Alas, The Suicide Squad found no salvation in weekend, two, dropping a massive 70.5% from an already disappointing $26.1 million opening weekend. That’s the biggest drop ever for a “big” comic book superhero movie, below only the 78% drop for Shaquille O’Neal’s Steel (a $17 million WB flick that opened with just $870,068 in 1,260 theaters 23 years ago today) among all relevant comic book superhero flicks. Moreover, that Free Guy, an original, star-driven studio programmer (starring a leading man, Ryan Reynolds, whose bankability is at-best inconsistent outside of the Deadpool movies) opened with $28 million this weekend, shows that it wasn’t just about Covid. Say what you will about HBO Max, but Mortal Kombat-level viewership (and The Suicide Squad logged 20% fewer households on opening weekend) arguably only works when your movie cost $55 million, not $185 million.

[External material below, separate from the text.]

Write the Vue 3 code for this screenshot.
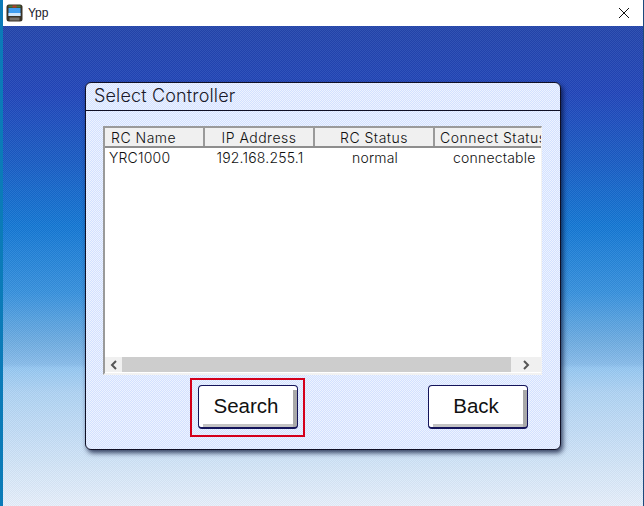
<script setup>
const columns = [
  { label: "RC Name", width: 100, cls: "left" },
  { label: "IP Address", width: 110 },
  { label: "RC Status", width: 120 },
  { label: "Connect Status", width: 107, cls: "last" },
];
const row = ["YRC1000", "192.168.255.1", "normal", "connectable"];
</script>

<template>
  <div class="window">
    <header class="titlebar">
      <svg class="app-icon" width="18" height="18" viewBox="0 0 18 18" aria-hidden="true">
        <rect x="0.5" y="0.5" width="16" height="17" rx="2.5" fill="#3a3226" />
        <rect x="2.5" y="1.5" width="12" height="2" fill="#4a7a3a" />
        <rect x="6.5" y="1.5" width="4" height="2" fill="#b83a2a" />
        <rect x="2.5" y="4" width="12" height="8" fill="#3f9df0" />
        <rect x="2.5" y="9" width="12" height="3" fill="#cfe6fb" />
        <rect x="3.5" y="13.5" width="10" height="3" fill="#77716a" />
      </svg>
      <span class="app-name">Ypp</span>
      <svg class="close" width="12" height="12" viewBox="0 0 12 12" aria-hidden="true">
        <path d="M1 1L11 11M11 1L1 11" stroke="#111" stroke-width="1" fill="none" />
      </svg>
    </header>

    <main class="desktop">
      <section class="panel">
        <h1 class="panel-title">Select Controller</h1>
        <div class="panel-body">
          <div class="table">
            <div class="table-view">
              <div class="thead">
                <div
                  v-for="col in columns"
                  :key="col.label"
                  class="th"
                  :class="col.cls"
                  :style="{ width: col.width + 'px' }"
                >
                  {{ col.label }}
                </div>
              </div>
              <div class="tbody">
                <div
                  v-for="(cell, i) in row"
                  :key="cell"
                  class="td"
                  :class="columns[i].cls"
                  :style="{ width: columns[i].width + 'px' }"
                >
                  {{ cell }}
                </div>
              </div>
            </div>
            <div class="scrollbar">
              <span class="arrow">
                <svg width="8" height="10" viewBox="0 0 8 10" aria-hidden="true">
                  <path d="M6 1L2 5L6 9" stroke="#555" stroke-width="2" fill="none" />
                </svg>
              </span>
              <span class="thumb"></span>
              <span class="arrow">
                <svg width="8" height="10" viewBox="0 0 8 10" aria-hidden="true">
                  <path d="M2 1L6 5L2 9" stroke="#555" stroke-width="2" fill="none" />
                </svg>
              </span>
            </div>
          </div>

          <div class="actions">
            <div class="highlight">
              <button type="button" class="btn">Search</button>
            </div>
            <button type="button" class="btn">Back</button>
          </div>
        </div>
      </section>
    </main>
  </div>
</template>

<style>
html,
body {
  margin: 0;
  overflow: hidden;
}
</style>

<style scoped>
.window {
  width: 644px;
  height: 506px;
  box-sizing: border-box;
  display: flex;
  flex-direction: column;
  border-left: 3px solid #0b7bb8;
  border-right: 1px solid #1c4a7c;
  font-family: Inter, "Liberation Sans", sans-serif;
  font-weight: 300;
  color: #111;
}

.titlebar {
  height: 25px;
  flex: none;
  display: flex;
  align-items: center;
  background: #fff;
  padding: 0 10px 1px 3px;
}

.app-icon {
  flex: none;
}

.app-name {
  margin-left: 4px;
  font-family: "Liberation Sans", Arial, sans-serif;
  font-weight: 400;
  font-size: 12px;
  color: #1a1a2a;
}

.close {
  margin-left: auto;
  margin-right: 3px;
}

.desktop {
  flex: 1;
  box-sizing: border-box;
  padding: 56px 81px 0 82px;
  background-image:
    repeating-conic-gradient(rgba(255, 255, 255, 0.07) 0 25%, rgba(0, 0, 40, 0.04) 0 50%),
    linear-gradient(
      to bottom,
      #2346ac 0,
      #2146ba 67px,
      #1a5cc4 133px,
      #1478d4 200px,
      #3892de 267px,
      #70aee2 317px,
      #88bcea 338px,
      #96c8f2 342px,
      #b0d4f4 367px,
      #d0e4f8 433px,
      #e8f0fc 481px
    );
  background-size: 2px 2px, 100% 100%;
}

.panel {
  width: 476px;
  height: 368px;
  box-sizing: border-box;
  border: 1px solid #101025;
  border-radius: 6px;
  background-image: repeating-conic-gradient(rgba(255, 255, 255, 0.45) 0 25%, rgba(190, 210, 255, 0.35) 0 50%);
  background-size: 2px 2px;
  background-color: #dfe9ff;
  box-shadow: 2px 3px 5px rgba(5, 15, 50, 0.75);
}

.panel-title {
  margin: 0;
  height: 28px;
  box-sizing: border-box;
  padding: 0 0 0 8px;
  border-bottom: 1px solid #101025;
  font-size: 18px;
  line-height: 25px;
  font-weight: 300;
  letter-spacing: 0.15px;
  color: #1a1a2a;
}

.panel-body {
  padding: 15px 18px 0 17px;
}

.table {
  width: 439px;
  height: 249px;
  box-sizing: border-box;
  display: flex;
  flex-direction: column;
  border-top: 2px solid #9a9a9a;
  border-left: 2px solid #9a9a9a;
  border-right: 1px solid #f2f2f2;
  border-bottom: 2px solid #f2f2f2;
  background: #fff;
}

.table-view {
  flex: 1;
  overflow: hidden;
}

.thead {
  display: flex;
  height: 20px;
  box-sizing: border-box;
  background: #f0f0f0;
  border-bottom: 2px solid #8e8e8e;
}

.th {
  flex: none;
  box-sizing: border-box;
  border-right: 2px solid #9a9a9a;
  font-size: 14px;
  line-height: 20px;
  text-align: center;
  white-space: nowrap;
  overflow: hidden;
  letter-spacing: 0.5px;
}

.th.last {
  border-right: none;
  padding-left: 5px;
  text-align: left;
}

.th.left {
  text-align: left;
  padding-left: 6px;
}

.tbody {
  display: flex;
  padding-top: 1px;
}

.td {
  flex: none;
  box-sizing: border-box;
  font-size: 14px;
  line-height: 18px;
  text-align: center;
  white-space: nowrap;
  letter-spacing: 0.2px;
}

.td.left {
  text-align: left;
  padding-left: 4px;
}

.td.last {
  text-align: left;
  padding-left: 18px;
}

.scrollbar {
  flex: none;
  height: 15px;
  margin-bottom: 1px;
  display: flex;
  background: #f0f0f0;
}

.arrow {
  flex: none;
  width: 17px;
  display: flex;
  align-items: center;
  justify-content: center;
}

.thumb {
  width: 389px;
  flex: none;
  background: #cdcdcd;
}

.scrollbar .arrow:last-child {
  flex: 1;
}

.actions {
  display: flex;
  align-items: flex-start;
  padding: 3px 0 0 87px;
}

.highlight {
  padding: 5px 5px 6px 6px;
  border: 2px solid #d4001a;
}

.actions > .btn {
  margin: 7px 0 0 123px;
}

.btn {
  display: block;
  width: 100px;
  height: 44px;
  padding: 0 4px 2px 0;
  border: 1px solid #14145a;
  border-bottom-width: 2px;
  border-radius: 4px;
  background:
    linear-gradient(#a8a8a8, #a8a8a8) right 0 bottom 0 / 4px 37px no-repeat,
    linear-gradient(#c4c4c4, #c4c4c4) left 4px bottom 0 / 100% 3px no-repeat,
    #fff;
  font-family: "Liberation Sans", Arial, sans-serif;
  font-weight: 400;
  font-size: 20.5px;
  color: #111;
}
</style>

The best-case-scenario is that the well-reviewed DC Films sequel legs out like Wonder Woman 1984 (which earned 1.63x its ten-day total after dropping 67% from a $16.7 million debut) and ends its run with $70 million or about what Suicide Squad earned ($65 million in 2016) on its opening day. However, thus far, it’s playing closer to Fantastic Four, which kicked off August 2015 with a $25.6 million debut, fell 68% in weekend two and ended with $56 million, or 1.33x its $42.13 million ten-day cume. That would give The Suicide Squad a $57.1 million domestic cume, or $10 million below the $68 million 31-day cume of Space Jam: A New Legacy. I’ve been arguing for three years that a mega-budget Suicide Squad sequel sans Will Smith, Batman and the Joker was commercial landmine. Sometimes I hate being right.

Walt Disney’s Jungle Cruise held up in weekend three, earning $9 million (-44%) for a new $82.1 million 17-day domestic cume. It’s struggling overseas, for obvious contextual/situational reasons, and it earned $6.7 million for a new $72.2 million overseas and $154.3 million global cume. It should pass $100 million domestic and possibly reach $110 million domestic by the end. That would at least be in the ballpark of Rampage ($101 million in 2018) and Central Intelligence ($127 million in 2016), so the issue is more the $200 million budget, which frankly would have been a challenge in non-Covid times. At the very least, the Dwayne Johnson/Emily Blunt adventure comedy will end up the year’s fourth-biggest grosser, behind A Quiet Place part II (around $160 million, and also starring Blunt), F9 (around $175 million) and Black Widow (around $185 million).

F9 became the first non-Chinese movie (sorry Detective Chinatown 3 and Hi, Mom) since the end of 2019 to top $500 million outside of North America. Fast & Furious 9 earned another $8.1 million overseas (-41% and including a huge $1.8 million opening in Taiwan) along with $510,000 (-58%) domestic. The Vin Diesel/John Cena flick has earned $172.059 million domestic, $509.3 million overseas and $681.4 million worldwide. Yes, it’ll cross $700 million worldwide within the next two weeks. Meanwhile, Old has earned $74.5 million (4x is $18 million budget), The Forever Purge has earned $71 million global (almost triple its $25 million budget) and The Boss Baby: Family Business has earned $82 million (uh, 1x its $82 million budget) thus far. And yeah, M. Night Shyamalan’s Old is going to get awfully close to the $98 million cume of The Visit.

Black Widow has now earned $178 million in North America following a $2 million (-52%) sixth weekend. That’s between (sans inflation) Captain America: The First Avenger ($176 million in 2011) and the over/under $181 million likes of Ant-Man in 2015 and Thor in 2011. The Scarlett Johansson-led prequel has earned $367 million worldwide (without China), well below the MCU normal but A) just below The First Avenger ($371 million in 2011) and just above the $366 million cume of Tenet from last summer. As bears repeating, the once “disappointing” cume for the Christ Nolan sci-fi actioner is now an aspirational benchmark. Likewise, The Green Knight is a solid hit for A24 even by non-Covid standards. For those who can’t or won’t venture into theaters, A24 is doing a one-night-only VOD offering on Wednesday evening hopefully right as it tops $15 million domestic.